THE ODDS (Debbie Does ALS)


3.30.2009

Stuff in my head

There are so many things that have run through my head the last couple of days, I hope I do a fair job of recounting it all.

First of all: Saturday. Becky and John ran the Monument Avenue 10K. Last year Lynne and I ran it, too. Becky ran with me and we managed a solid 10 minute pace. This year she ran an 8.18 pace; John did a 6.16! They are machines. While Becky was running I decided to walk -- I followed the course up Monument Avenue, turned around at the second circle, and walked back to the finish. As I walked up the street, the first wave finishers were on their way home. I love watching runners near the finish -- they are so strong and so determined. The residents of Monument Avenue make a party on race day. I saw people drinking mimosas and coffee while eating a breakfast on their front stoop -- how wonderful. At the second circle I turned around. Now the runners and I were going in the same direction. As I walked, listening to my iPod, smiling at the breakfast eaters, feeling the energy of the runners, I became increasingly blissful in this space I occupied. I likened it to an individual's journey through life -- the people moving quickly by, those standing still, the occasional interruption when one gets in your way -- and the more I thought of it, the more blissful I became. It felt delicious.

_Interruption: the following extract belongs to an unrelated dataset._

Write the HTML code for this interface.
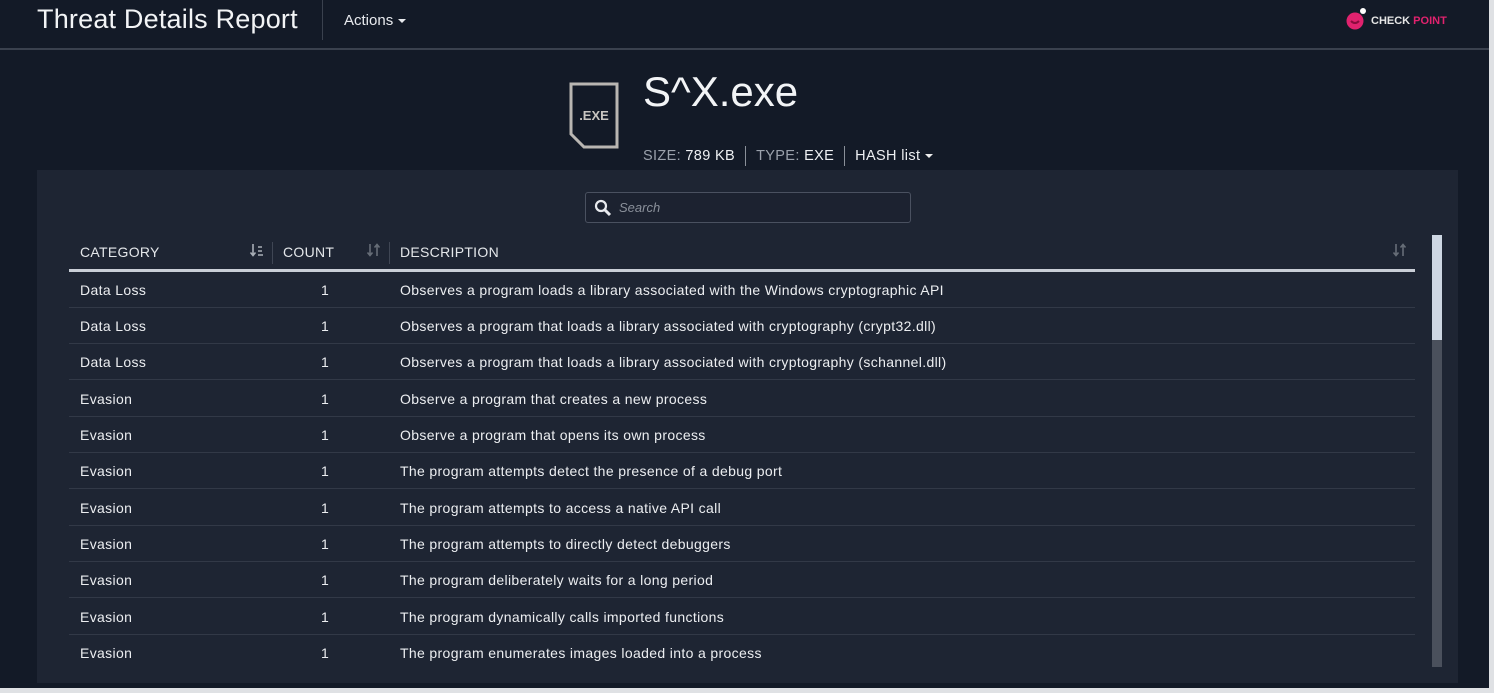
<!DOCTYPE html>
<html><head><meta charset="utf-8"><style>
*{margin:0;padding:0;box-sizing:border-box}
body{width:1494px;height:693px;background:#dfe1e4;font-family:"Liberation Sans",sans-serif;position:relative;overflow:hidden}
.page{position:absolute;left:0;top:0;width:1489px;height:688px;background:#131a27}
.top{position:absolute;left:0;top:0;width:1489px;height:50px;border-bottom:2px solid #3a414e}
.title{position:absolute;left:37px;top:4px;font-size:27px;color:#f2f4f6;letter-spacing:0.2px}
.vsep{position:absolute;left:322px;top:0;width:1px;height:40px;background:#3a414e}
.actions{position:absolute;left:344px;top:12px;font-size:15px;color:#e8eaee}
.caret{display:inline-block;width:0;height:0;border-left:4px solid transparent;border-right:4px solid transparent;border-top:4px solid #e8eaee;vertical-align:middle;margin-left:5px}
.panel{position:absolute;left:37px;top:170px;width:1421px;height:513px;background:#1e2533}
.fname{position:absolute;left:643px;top:68px;font-size:42px;color:#f2f4f6}
.meta{position:absolute;left:643px;top:146px;font-size:14.5px;color:#9aa1ab;letter-spacing:0.35px}
.meta b{font-weight:normal;color:#eef0f3}
.meta i{display:inline-block;width:1px;height:20px;background:#8a9099;vertical-align:middle;margin:0 10px}
.search{position:absolute;left:585px;top:192px;width:326px;height:31px;border:1px solid #4a5160;border-radius:3px;background:#1c2230}
.search span{position:absolute;left:33px;top:7px;font-size:13px;font-style:italic;color:#8a909a}
.th{position:absolute;top:244px;font-size:14px;color:#e4e7ea;letter-spacing:0.3px}
.hline{position:absolute;left:69px;top:269px;width:1346px;height:3px;background:#c9ced6}
.row{position:absolute;left:69px;width:1346px;height:36px;border-bottom:1.5px solid #323947;font-size:14px;color:#eceef1;letter-spacing:0.35px}
.row span{position:absolute;top:10px}
.sb{position:absolute;left:1432px;top:235px;width:10px;height:432px;background:#4a505c}
.sb div{width:10px;height:105px;background:#cdd6e2}
.cd{position:absolute;top:242px;width:1px;height:22px;background:#3f4654}
.si{position:absolute;top:242px}
</style></head><body><div class="page">
<div class="top">
<div class="title">Threat Details Report</div>
<div class="vsep"></div>
<div class="actions">Actions<span class="caret"></span></div>
<svg style="position:absolute;left:1345px;top:7px" width="26" height="26" viewBox="0 0 26 26"><circle cx="10" cy="14" r="8.5" fill="#e0226e"/><circle cx="18" cy="4" r="3" fill="#fff"/><path d="M6 14 q4 4 8 0" stroke="#8a0c3e" stroke-width="2" fill="none"/></svg>
<div style="position:absolute;left:1371px;top:15px;font-size:11px;font-weight:bold;color:#e6e6e6">CHECK <span style="color:#e0226e">POINT</span></div>
</div>
<div class="panel"></div>
<svg style="position:absolute;left:568px;top:82px" width="52" height="68" viewBox="0 0 52 68"><path d="M3 2 H49 V65 H16 L3 52 Z" fill="none" stroke="#b9b6b2" stroke-width="3"/><text x="26" y="38" text-anchor="middle" font-family="Liberation Sans" font-weight="bold" font-size="13" fill="#c9c6c2">.EXE</text></svg>
<div class="fname">S^X.exe</div>
<div class="meta">SIZE: <b>789 KB</b><i></i>TYPE: <b>EXE</b><i></i><b>HASH list</b><span class="caret" style="border-top-color:#eee"></span></div>
<div class="search"><svg style="position:absolute;left:8px;top:6px" width="18" height="18" viewBox="0 0 18 18"><circle cx="7" cy="7" r="5" stroke="#e8eaee" stroke-width="2.2" fill="none"/><path d="M10.5 10.5 L16 16" stroke="#e8eaee" stroke-width="3"/></svg><span>Search</span></div>
<div class="th" style="left:80px">CATEGORY</div>
<svg class="si" style="left:249px" width="16" height="16" viewBox="0 0 16 16"><path d="M4 2V13M1.5 10.5L4 13.5L6.5 10.5" stroke="#a8aeb6" stroke-width="1.6" fill="none"/><path d="M9 5h4M9 9h4M9 13h5" stroke="#a8aeb6" stroke-width="1.6"/></svg>
<div class="cd" style="left:272px"></div>
<div class="th" style="left:283px">COUNT</div>
<svg class="si" style="left:366px" width="16" height="16" viewBox="0 0 16 16"><path d="M4 2V13M1.5 10.5L4 13.5L6.5 10.5M11 14V3M8.5 5.5L11 2.5L13.5 5.5" stroke="#666d77" stroke-width="1.6" fill="none"/></svg>
<div class="cd" style="left:389px"></div>
<div class="th" style="left:400px">DESCRIPTION</div>
<svg class="si" style="left:1392px" width="16" height="16" viewBox="0 0 16 16"><path d="M4 2V13M1.5 10.5L4 13.5L6.5 10.5M11 14V3M8.5 5.5L11 2.5L13.5 5.5" stroke="#666d77" stroke-width="1.6" fill="none"/></svg>
<div class="hline"></div>
<div class="row" style="top:272px"><span style="left:11px">Data Loss</span><span style="left:252px">1</span><span style="left:331px">Observes a program loads a library associated with the Windows cryptographic API</span></div>
<div class="row" style="top:308px"><span style="left:11px">Data Loss</span><span style="left:252px">1</span><span style="left:331px">Observes a program that loads a library associated with cryptography (crypt32.dll)</span></div>
<div class="row" style="top:344px"><span style="left:11px">Data Loss</span><span style="left:252px">1</span><span style="left:331px">Observes a program that loads a library associated with cryptography (schannel.dll)</span></div>
<div class="row" style="top:381px"><span style="left:11px">Evasion</span><span style="left:252px">1</span><span style="left:331px">Observe a program that creates a new process</span></div>
<div class="row" style="top:417px"><span style="left:11px">Evasion</span><span style="left:252px">1</span><span style="left:331px">Observe a program that opens its own process</span></div>
<div class="row" style="top:453px"><span style="left:11px">Evasion</span><span style="left:252px">1</span><span style="left:331px">The program attempts detect the presence of a debug port</span></div>
<div class="row" style="top:490px"><span style="left:11px">Evasion</span><span style="left:252px">1</span><span style="left:331px">The program attempts to access a native API call</span></div>
<div class="row" style="top:526px"><span style="left:11px">Evasion</span><span style="left:252px">1</span><span style="left:331px">The program attempts to directly detect debuggers</span></div>
<div class="row" style="top:562px"><span style="left:11px">Evasion</span><span style="left:252px">1</span><span style="left:331px">The program deliberately waits for a long period</span></div>
<div class="row" style="top:599px"><span style="left:11px">Evasion</span><span style="left:252px">1</span><span style="left:331px">The program dynamically calls imported functions</span></div>
<div class="row" style="top:635px;border-bottom:none"><span style="left:11px">Evasion</span><span style="left:252px">1</span><span style="left:331px">The program enumerates images loaded into a process</span></div>
<div class="sb"><div></div></div>
</div></body></html>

This same deliciousness was with me Sunday morning, during my run. I forced myself to get up, no easy task these days when I'm feeling so lazy. The first moment of deliciousness came when I used my hooks to pull up my running socks. They haven't gone on so well in months. I don't know why I hadn't thought of this before. Anyway, I drove to the grocery store parking lot, got out, and began to walk. There was a light mist and it was cool, no -- it was cold. I walked for about five minutes or so, then began my slow trot. The deliciousness was building. It felt so good and the mist/light rain on my face and in my hair was a gift. I think I ran about 2-2 1/2 miles before I turned round. When I did turn around I could tell my legs were tired and my breathing was harder. I took down my already slow pace and slowly, determinedly made my way back. There are more hills on the return so I walked a bit more, but a hill is a hill and my legs worked to carry me up. Even in my fatigue, I was aware of feeling delicious, almost unbearably so. I can't tell you how many negative thoughts tried to intrude and penetrate. Now and then one would slip through and start to take shape in my mind. I wasn't having any of it; once I realized the negative thought was there, I booted it out. I finished my run feeling fabulous.

Today when I got to work my first stop was the mailroom. As expected, the weekend mail was abundant and was difficult for me to extract. As I was about to look for some help, a man walked into the mailroom. I'd never seen him before, but asked him if he would help me. He very kindly agreed. After he had extracted my mail, he started to go out -- he had had no reason to be in the mailroom. I think it's cool he showed up just at the right time -- someone or something sent him. We rode up the elevator together and had a pleasant chat. He was like a bright light, and when he got off the elevator I went and stood where he'd been so I could share in his bright light. It was such good energy.

Now for some other observations:
  • After Sunday's run I feel very sore and tired. I stretched for a long time yesterday and will again tonight.
  • I don't think I've mentioned this. But my face, particularly my mouth, has been twitching fairly consistently. As well, I have begun to notice that sometimes it is hard to say words, like my mouth can't form them properly. I mentioned this to Lynne, who said she had noticed a difference. Shit.
I need to remember that slow doesn't mean no. Like it or not, progression is inevitable. I broke my own rule tonight and looked down the road a little. I was thinking, wondering, what I would be, where I'd be, in July, September, even beyond. Worse than the progression will be the necessary changes that result from progression. I hope I'm strong enough to endure the more painful changes.

I will smile me a big fat delicious smile and find the strength. It'll be like running that 10K as fast as Becky and John did.